◆ DATA SECTION
%%
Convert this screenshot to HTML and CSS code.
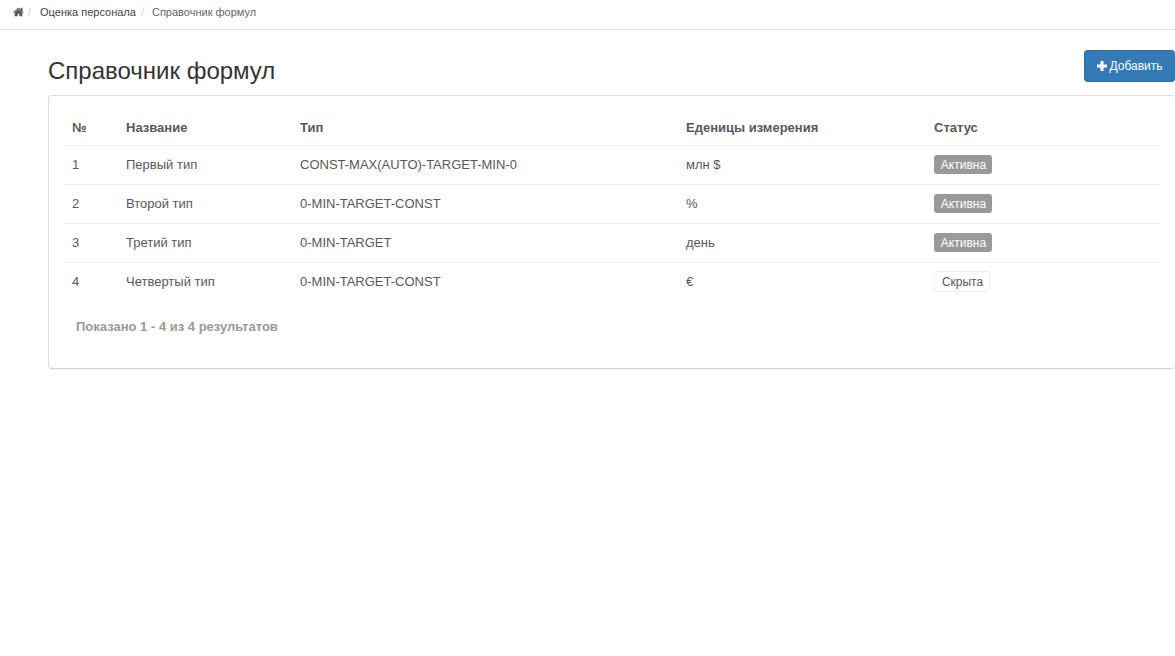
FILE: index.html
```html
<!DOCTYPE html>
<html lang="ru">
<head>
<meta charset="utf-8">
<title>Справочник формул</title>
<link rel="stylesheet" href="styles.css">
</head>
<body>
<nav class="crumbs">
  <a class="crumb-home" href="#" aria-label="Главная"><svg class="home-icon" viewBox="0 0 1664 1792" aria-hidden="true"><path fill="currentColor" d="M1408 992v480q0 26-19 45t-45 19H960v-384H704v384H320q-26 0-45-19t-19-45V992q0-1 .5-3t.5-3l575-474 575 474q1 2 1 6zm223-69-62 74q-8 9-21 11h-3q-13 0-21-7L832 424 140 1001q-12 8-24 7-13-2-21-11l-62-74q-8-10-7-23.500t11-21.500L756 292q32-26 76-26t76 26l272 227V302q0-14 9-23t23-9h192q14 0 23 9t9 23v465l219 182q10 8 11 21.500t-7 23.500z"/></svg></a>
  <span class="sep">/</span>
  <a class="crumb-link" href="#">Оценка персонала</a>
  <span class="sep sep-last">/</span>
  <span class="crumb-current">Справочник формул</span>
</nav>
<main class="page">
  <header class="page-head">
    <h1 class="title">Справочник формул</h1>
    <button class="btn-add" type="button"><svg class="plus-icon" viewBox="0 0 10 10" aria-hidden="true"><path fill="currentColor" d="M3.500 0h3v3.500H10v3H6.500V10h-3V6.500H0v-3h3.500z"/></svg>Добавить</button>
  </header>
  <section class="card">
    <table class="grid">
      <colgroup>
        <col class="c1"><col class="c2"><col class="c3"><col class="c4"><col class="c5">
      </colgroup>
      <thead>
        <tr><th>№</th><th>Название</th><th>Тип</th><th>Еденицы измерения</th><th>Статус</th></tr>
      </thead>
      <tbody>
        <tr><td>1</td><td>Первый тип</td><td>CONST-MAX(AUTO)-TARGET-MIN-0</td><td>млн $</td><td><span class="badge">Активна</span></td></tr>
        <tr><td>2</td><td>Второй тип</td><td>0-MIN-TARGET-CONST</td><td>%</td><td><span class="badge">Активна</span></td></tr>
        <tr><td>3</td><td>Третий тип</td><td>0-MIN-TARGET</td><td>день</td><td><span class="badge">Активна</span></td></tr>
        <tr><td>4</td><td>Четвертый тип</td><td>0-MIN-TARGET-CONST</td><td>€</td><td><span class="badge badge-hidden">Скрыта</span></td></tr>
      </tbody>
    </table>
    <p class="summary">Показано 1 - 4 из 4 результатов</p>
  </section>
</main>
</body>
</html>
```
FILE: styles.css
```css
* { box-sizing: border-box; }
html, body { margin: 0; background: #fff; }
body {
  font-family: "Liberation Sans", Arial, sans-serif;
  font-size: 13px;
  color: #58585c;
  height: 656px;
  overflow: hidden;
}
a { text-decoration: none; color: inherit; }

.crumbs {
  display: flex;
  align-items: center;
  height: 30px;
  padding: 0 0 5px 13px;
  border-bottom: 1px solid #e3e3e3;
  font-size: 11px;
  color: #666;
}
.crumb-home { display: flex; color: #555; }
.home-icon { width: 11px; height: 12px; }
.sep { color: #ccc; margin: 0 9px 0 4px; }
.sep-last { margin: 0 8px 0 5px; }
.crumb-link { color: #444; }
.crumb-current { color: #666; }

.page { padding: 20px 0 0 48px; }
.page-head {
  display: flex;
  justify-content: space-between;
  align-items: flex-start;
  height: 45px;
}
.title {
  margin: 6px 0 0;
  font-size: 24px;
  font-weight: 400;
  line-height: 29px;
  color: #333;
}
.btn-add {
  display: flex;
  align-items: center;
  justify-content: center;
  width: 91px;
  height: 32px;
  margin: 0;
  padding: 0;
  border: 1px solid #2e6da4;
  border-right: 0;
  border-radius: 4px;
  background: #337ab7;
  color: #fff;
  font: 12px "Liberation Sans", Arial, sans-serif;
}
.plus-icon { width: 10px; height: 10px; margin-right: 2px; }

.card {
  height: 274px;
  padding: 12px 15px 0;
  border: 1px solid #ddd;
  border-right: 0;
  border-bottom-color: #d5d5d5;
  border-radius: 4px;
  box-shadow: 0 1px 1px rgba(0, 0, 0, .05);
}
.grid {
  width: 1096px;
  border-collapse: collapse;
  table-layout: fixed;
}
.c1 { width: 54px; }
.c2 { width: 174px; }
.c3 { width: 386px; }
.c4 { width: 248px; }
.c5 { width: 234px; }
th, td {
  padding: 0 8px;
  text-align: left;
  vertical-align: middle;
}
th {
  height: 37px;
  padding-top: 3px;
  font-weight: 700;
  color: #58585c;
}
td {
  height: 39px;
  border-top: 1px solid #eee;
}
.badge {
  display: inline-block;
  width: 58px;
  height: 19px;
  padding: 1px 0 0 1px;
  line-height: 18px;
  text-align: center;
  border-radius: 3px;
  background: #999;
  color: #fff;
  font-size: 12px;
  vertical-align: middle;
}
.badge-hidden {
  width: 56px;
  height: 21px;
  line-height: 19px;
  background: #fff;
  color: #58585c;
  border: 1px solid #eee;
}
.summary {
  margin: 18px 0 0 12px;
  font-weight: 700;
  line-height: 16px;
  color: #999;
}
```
%%
◆ YOUR INSTRUCTIONS
Take the data above and repeat it exactly, leaving each picture out.

◆ SOLUTION TO THIS PROBLEM
Convert this screenshot to HTML and CSS code.
FILE: index.html
```html
<!DOCTYPE html>
<html lang="ru">
<head>
<meta charset="utf-8">
<title>Справочник формул</title>
<link rel="stylesheet" href="styles.css">
</head>
<body>
<nav class="crumbs">
  <a class="crumb-home" href="#" aria-label="Главная"><svg class="home-icon" viewBox="0 0 1664 1792" aria-hidden="true"><path fill="currentColor" d="M1408 992v480q0 26-19 45t-45 19H960v-384H704v384H320q-26 0-45-19t-19-45V992q0-1 .5-3t.5-3l575-474 575 474q1 2 1 6zm223-69-62 74q-8 9-21 11h-3q-13 0-21-7L832 424 140 1001q-12 8-24 7-13-2-21-11l-62-74q-8-10-7-23.500t11-21.500L756 292q32-26 76-26t76 26l272 227V302q0-14 9-23t23-9h192q14 0 23 9t9 23v465l219 182q10 8 11 21.500t-7 23.500z"/></svg></a>
  <span class="sep">/</span>
  <a class="crumb-link" href="#">Оценка персонала</a>
  <span class="sep sep-last">/</span>
  <span class="crumb-current">Справочник формул</span>
</nav>
<main class="page">
  <header class="page-head">
    <h1 class="title">Справочник формул</h1>
    <button class="btn-add" type="button"><svg class="plus-icon" viewBox="0 0 10 10" aria-hidden="true"><path fill="currentColor" d="M3.500 0h3v3.500H10v3H6.500V10h-3V6.500H0v-3h3.500z"/></svg>Добавить</button>
  </header>
  <section class="card">
    <table class="grid">
      <colgroup>
        <col class="c1"><col class="c2"><col class="c3"><col class="c4"><col class="c5">
      </colgroup>
      <thead>
        <tr><th>№</th><th>Название</th><th>Тип</th><th>Еденицы измерения</th><th>Статус</th></tr>
      </thead>
      <tbody>
        <tr><td>1</td><td>Первый тип</td><td>CONST-MAX(AUTO)-TARGET-MIN-0</td><td>млн $</td><td><span class="badge">Активна</span></td></tr>
        <tr><td>2</td><td>Второй тип</td><td>0-MIN-TARGET-CONST</td><td>%</td><td><span class="badge">Активна</span></td></tr>
        <tr><td>3</td><td>Третий тип</td><td>0-MIN-TARGET</td><td>день</td><td><span class="badge">Активна</span></td></tr>
        <tr><td>4</td><td>Четвертый тип</td><td>0-MIN-TARGET-CONST</td><td>€</td><td><span class="badge badge-hidden">Скрыта</span></td></tr>
      </tbody>
    </table>
    <p class="summary">Показано 1 - 4 из 4 результатов</p>
  </section>
</main>
</body>
</html>
```
FILE: styles.css
```css
* { box-sizing: border-box; }
html, body { margin: 0; background: #fff; }
body {
  font-family: "Liberation Sans", Arial, sans-serif;
  font-size: 13px;
  color: #58585c;
  height: 656px;
  overflow: hidden;
}
a { text-decoration: none; color: inherit; }

.crumbs {
  display: flex;
  align-items: center;
  height: 30px;
  padding: 0 0 5px 13px;
  border-bottom: 1px solid #e3e3e3;
  font-size: 11px;
  color: #666;
}
.crumb-home { display: flex; color: #555; }
.home-icon { width: 11px; height: 12px; }
.sep { color: #ccc; margin: 0 9px 0 4px; }
.sep-last { margin: 0 8px 0 5px; }
.crumb-link { color: #444; }
.crumb-current { color: #666; }

.page { padding: 20px 0 0 48px; }
.page-head {
  display: flex;
  justify-content: space-between;
  align-items: flex-start;
  height: 45px;
}
.title {
  margin: 6px 0 0;
  font-size: 24px;
  font-weight: 400;
  line-height: 29px;
  color: #333;
}
.btn-add {
  display: flex;
  align-items: center;
  justify-content: center;
  width: 91px;
  height: 32px;
  margin: 0;
  padding: 0;
  border: 1px solid #2e6da4;
  border-right: 0;
  border-radius: 4px;
  background: #337ab7;
  color: #fff;
  font: 12px "Liberation Sans", Arial, sans-serif;
}
.plus-icon { width: 10px; height: 10px; margin-right: 2px; }

.card {
  height: 274px;
  padding: 12px 15px 0;
  border: 1px solid #ddd;
  border-right: 0;
  border-bottom-color: #d5d5d5;
  border-radius: 4px;
  box-shadow: 0 1px 1px rgba(0, 0, 0, .05);
}
.grid {
  width: 1096px;
  border-collapse: collapse;
  table-layout: fixed;
}
.c1 { width: 54px; }
.c2 { width: 174px; }
.c3 { width: 386px; }
.c4 { width: 248px; }
.c5 { width: 234px; }
th, td {
  padding: 0 8px;
  text-align: left;
  vertical-align: middle;
}
th {
  height: 37px;
  padding-top: 3px;
  font-weight: 700;
  color: #58585c;
}
td {
  height: 39px;
  border-top: 1px solid #eee;
}
.badge {
  display: inline-block;
  width: 58px;
  height: 19px;
  padding: 1px 0 0 1px;
  line-height: 18px;
  text-align: center;
  border-radius: 3px;
  background: #999;
  color: #fff;
  font-size: 12px;
  vertical-align: middle;
}
.badge-hidden {
  width: 56px;
  height: 21px;
  line-height: 19px;
  background: #fff;
  color: #58585c;
  border: 1px solid #eee;
}
.summary {
  margin: 18px 0 0 12px;
  font-weight: 700;
  line-height: 16px;
  color: #999;
}
```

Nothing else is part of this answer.